It's important you understand I'm not knocking Italian coffee. "Un Cafe" in Italy costs less than cup of coffee at McDonalds; and a vacuum packed brick of Segafredo at the supermarket less than Folgers. At that price, it's a miracle. But it's a miracle of mass production, not of terroir and slow food.

Two different coffees that are completely stale and inert will obviously taste different if they contain different proportions of stable compounds. For instance, a well ripened, high grown, sweet coffee will remain sweet and acidic forever, since these are not compounds that oxidize or change at room temperature. But the aromatics, good or bad, will be gone. Another for instance, a dark roasted coffee will end up caramelly and spicy; but the initial smokiness will dissipate.

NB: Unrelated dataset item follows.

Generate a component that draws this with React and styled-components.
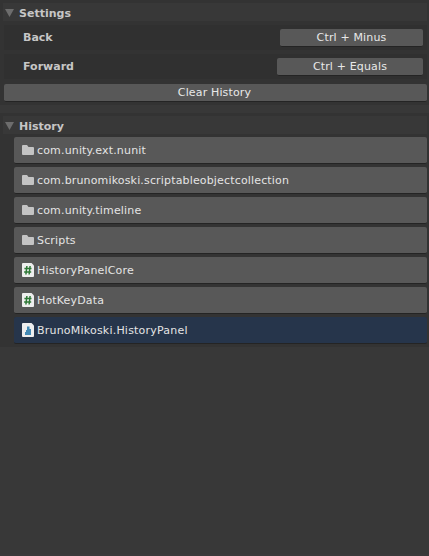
import React from "react";
import styled, { createGlobalStyle } from "styled-components";

const GlobalStyle = createGlobalStyle`
  * { box-sizing: border-box; }
  body { margin: 0; background: #383838; }
`;

const Window = styled.main`
  height: 556px;
  overflow: hidden;
  background: #383838;
  border-bottom: 2px solid #3a393a;
  font: 11px/16px "DejaVu Sans", sans-serif;
  color: #e4e4e4;
`;

const Section = styled.section`
  display: flex;
  flex-direction: column;
  background: #333333;
  padding: 3px 2px 3px 4px;
  margin-bottom: 8px;
`;

const Header = styled.header`
  display: flex;
  align-items: center;
  height: 18px;
  margin: 0 0 ${(p) => p.$gap}px -1px;
  padding: 2px 0 0 2px;
  gap: 5px;
  background: #383838;
`;

const Title = styled.h2`
  margin: 1px 0 0;
  font-size: 11px;
  line-height: 16px;
  font-weight: bold;
  color: #c6c6c6;
`;

const HotkeyRow = styled.div`
  display: flex;
  align-items: center;
  justify-content: space-between;
  height: 25px;
  margin-bottom: 4px;
  padding: 0 4px 0 19px;
  background: #303030;
`;

const HotkeyLabel = styled.span`
  font-weight: bold;
  color: #c6c6c6;
`;

const Button = styled.button`
  display: block;
  width: ${(p) => (p.$width ? `${p.$width}px` : "auto")};
  height: 18px;
  margin: ${(p) => (p.$width ? 0 : "1px 0 0")};
  padding: ${(p) => (p.$width ? "1px 0 0" : "0 2px 0 0")};
  border: 0;
  border-bottom: 1px solid #242424;
  border-radius: 2px;
  background: #585858;
  color: #e8e8e8;
  font: inherit;
  letter-spacing: 0.15px;
  text-align: center;
`;

const List = styled.ul`
  display: flex;
  flex-direction: column;
  gap: 3px;
  margin: 0 0 0 10px;
  padding: 0;
  list-style: none;
`;

const Entry = styled.li`
  display: flex;
  align-items: center;
  gap: 3px;
  height: 27px;
  padding: 1px 0 0 8px;
  border-bottom: 1px solid #242424;
  border-radius: 2px;
  background: ${(p) => (p.$selected ? "#26354b" : "#585858")};
  letter-spacing: ${(p) => (p.$selected ? 0.21 : 0.16)}px;
`;

const Icon = styled.svg`
  display: block;
  flex: none;
`;

const EntryIcon = styled(Icon)`
  margin-bottom: 1px;
`;

function Arrow() {
  return (
    <Icon width="9" height="8" viewBox="0 0 9 8">
      <path d="M0 0H9L4.5 8Z" fill="#6d6d6d" />
    </Icon>
  );
}

function FileIcon({ kind }) {
  if (kind === "folder") {
    return (
      <EntryIcon width="12" height="14" viewBox="0 0 12 14">
        <path d="M0 3Q0 2 1 2H5L6.5 4H11Q12 4 12 5V11Q12 12 11 12H1Q0 12 0 11Z" fill="#c4c4c4" />
      </EntryIcon>
    );
  }
  return (
    <EntryIcon width="12" height="14" viewBox="0 0 12 14">
      <path d="M1 0H9.5L12 2.5V13Q12 14 11 14H1Q0 14 0 13V1Q0 0 1 0Z" fill="#eeeeee" />
      {kind === "script" ? (
        <path d="M4.9 3L3.9 11.5M8.1 3L7.1 11.5M2.4 5.6H9.5M2.1 9H9.2" stroke="#2f7937" strokeWidth="1.5" fill="none" />
      ) : (
        <path d="M5 3.5H7.5V6H9V12H3V9H4V7H5Z" fill="#438ab5" />
      )}
    </EntryIcon>
  );
}

const hotkeys = [
  { label: "Back", keys: "Ctrl + Minus", width: 143 },
  { label: "Forward", keys: "Ctrl + Equals", width: 146 },
];

const entries = [
  { name: "com.unity.ext.nunit", kind: "folder" },
  { name: "com.brunomikoski.scriptableobjectcollection", kind: "folder" },
  { name: "com.unity.timeline", kind: "folder" },
  { name: "Scripts", kind: "folder" },
  { name: "HistoryPanelCore", kind: "script" },
  { name: "HotKeyData", kind: "script" },
  { name: "BrunoMikoski.HistoryPanel", kind: "assembly", selected: true },
];

export default function App() {
  return (
    <Window>
      <GlobalStyle />
      <Section>
        <Header $gap={4}>
          <Arrow />
          <Title>Settings</Title>
        </Header>
        {hotkeys.map((h) => (
          <HotkeyRow key={h.label}>
            <HotkeyLabel>{h.label}</HotkeyLabel>
            <Button $width={h.width}>{h.keys}</Button>
          </HotkeyRow>
        ))}
        <Button>Clear History</Button>
      </Section>
      <Section>
        <Header $gap={3}>
          <Arrow />
          <Title>History</Title>
        </Header>
        <List>
          {entries.map((e) => (
            <Entry key={e.name} $selected={e.selected}>
              <FileIcon kind={e.kind} />
              <span>{e.name}</span>
            </Entry>
          ))}
        </List>
      </Section>
    </Window>
  );
}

Dark roasted coffees also go through a very bad tasting period as they go stale, when the oils oxidize, and before they evaporate completely and the coffee is inert.
Jim Schulman

Phil_P

#15: Post by Phil_P »

I don't know whether it's an intended function by the designers, but the action of the doser seems to help mix the grounds, so maybe improving shot-to-shot consistency. The more components in a blend, the more useful this might prove. Just speculating though . . .

nitpick

#16: Post by nitpick »

CafSuperCharged wrote:That said, Jim, you probably are right about assuming this was invented to dose, but you underestimate the Italian engineers' understanding of espresso coffee if you do not point to the aging/maturing quality that is added into the equation.
Reminds me of the quip: "China moves into position as fourth-best country in the world to get Chinese Food."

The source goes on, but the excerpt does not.